Probably I am missing something here, and any help will be highly appreciated.

Answer 1

I had the same question, and according to this link:

Grey represents the categorical values which cannot be scaled in high or low.

Concerning the other questions, I found this link: https://github.com/slundberg/shap/issues/960 Where slundberg states:

In the linear model SHAP does indeed give high importance to outlier feature values.

1. For a linear (or additive) model SHAP values trace out the partial dependence plot for each feature. So a positive SHAP value tells you that your value for that feature increases the model's output relative to typical values for that feature.

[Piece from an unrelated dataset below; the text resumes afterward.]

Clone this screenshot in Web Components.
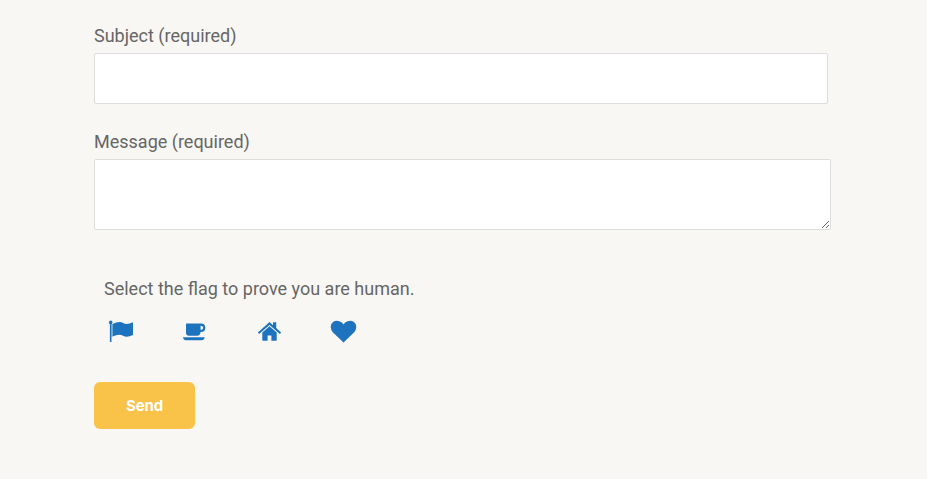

For example if you have systolic blood pressure of 150, the average BP is 120 and higher blood pressure is bad for you then you will get a positive SHAP value because your BP is worse than average. But if you have a BP of 110 you will get a negative SHAP value because your BP is better than average (lowers your risk relative to average). SHAP values tell you about the informational content of each of your features, they don't tell you how to change the model output by manipulating the inputs (other than what would happen if you "hide" those feature values). To know how the model will change as you change the inputs you would need to trace out a dependence_plot of many SHAP values.